|Ann Perrin (nee Field) B.A M.Sc.
London - UK
All Rights Reserved
The 'Teddy Bears Picnic' and the 'Puppet Circus' were always featured at our private engagements.
When Joan and Ron were invited to Buckingham Palace we were all very excited and obviously wanted to go with them to help. As children we often did this when visiting stately homes. But they in their wisdom decided to take Joan's father a World War I veteran, who had helped them in their early days. It was something he enjoyed talking about for the rest of his life.
This was to be the first Christmas Party to be held in the Palace since the accession of H.M.Queen Elizabeth. We were used to carrying all our equipment over quite long distances but Joan tells me that there had been none so long as the great staircase leading to the Green Drawing Room. They set up their theatre across the huge gilded doors that led to the throne room. They were obviously very excited when the doors were opened to allow them to leave their coats there. It was difficult to concentrate on setting up the theatre surrounded as they were by a magnificent display of Sevres china and wonderful pictures.
After the show they were asked to wait before packing the marionettes away and were surprised when a girl and boy raced across the empty room to come back stage. The children knew the show well from attending the parties of their friends but were enthralled to meet the marionettes in person and to be allowed to pull one or two strings.
The bridge of a marionette theatre is quite high and Ron and Joan were trying to help the children to manipulate the puppets without them falling off the bridge! Suddenly they became aware that someone was watching them with some amusement. Ron left Joan to cope with two excited children and she never did manage to get around to making her curtsey.
Leeds Castle with it's moat is a picture book castle, below stairs the Castle is cavernous and it was easy to get lost among the winding stone staircases. Every year the elderly Lady Baillie would give a party for all the workers on the estate with their children. She personally supervised the distribution of gifts from a huge Christmas tree. There were many little asides to her steward "Now you did get the slippers she wanted?" The assurance always came that everything had been taken care of. After the show Joan and Ron enjoyed sherry in the library with her ladyship and her guests which was a special pleasure.
Years later on a tourist trail at the Castle, when Joan was in her 70's we both agreed that the tour gave no idea of the immensity of the place.
I have only vague memories of visiting Hever Castle but Joan has an excellent memory, so these recollections are hers.
(From Joans' notes) It was fascinating to see some of the private rooms that Anne Boleyn would have known but Hever Castle gave me an insight into some of the post war problems encountered in the running of such a large house. The young butler showed us the room in which we were to set up the theatre and apologised for leaving us. He explained that the house was mainly run by himself, a footman and a cook. Later we were invited into his pantry for tea. We walked what seemed to be miles to get to it and he told us of some of the little ruses he employed so that guests did not notice the lack of staff. For example having fridges dotted about the many rooms so that ice and plates of canapes would always be at hand. "Don't eat one" he warned "they're stale! But at least they look good. I offer them but luckily no one takes one". He explained that permanent staff would not work in the country now so temporary domestic staff had to be recruited from the village. But now there was no one left to recruit.
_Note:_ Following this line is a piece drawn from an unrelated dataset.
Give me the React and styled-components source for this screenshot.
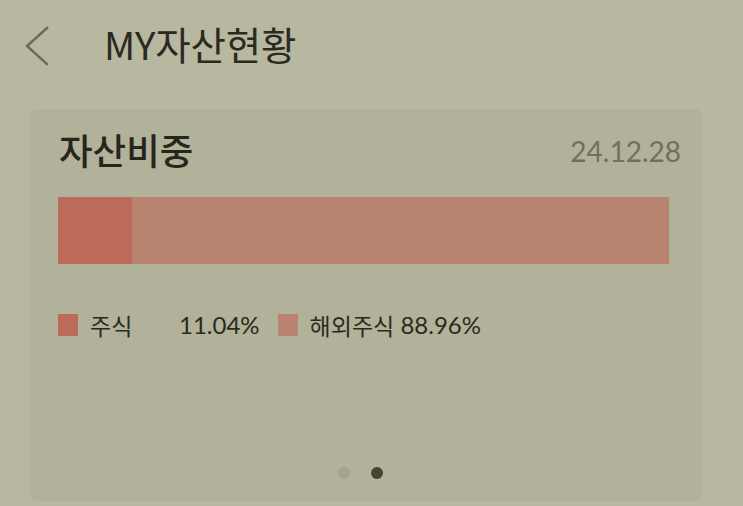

Humphrey Lyttleton (from Joan's notes)
It was high summer and the Lyttletons had just moved into a newly built house of an unusual design. It had one storey and was built around a central court yard. Each room not only opened into the next but also into the courtyard. This arrangement fascinated the small guests who raced in and out, popping here and there, in a grand new game of hide and seek. There was no stopping them racing from room to room, carrying the gravel from the courtyard on their shoes to rugs and parquet floors.
Suddenly Ron saved the situation by sounding a fanfare that preceded the show a little early. It acted like magic. Children came racing to the music room from all directions. Children and gravel stayed happily enjoying the show until. much to the relief of everyone. it was 'time for carriages'.
When we next performed there we noticed the courtyard had been paved!
Kenneth More gave a large and lavish childrens party each year in a London Hotel. On one occasion we were surprised to see Lauren Bacall enjoying the show with all the children sitting around her. Kenneth More would always make time to slip away from his guests and have a quiet word with us about business. As an actor he was genuinely interested in how we were doing.
Peter Sellers gave a party for his two children at the Mayfair Hotel. We were well used to fathers, drink in hand, discreetly enjoying the show from the back but Peter was sitting on the floor at the front leading the laughter and applause.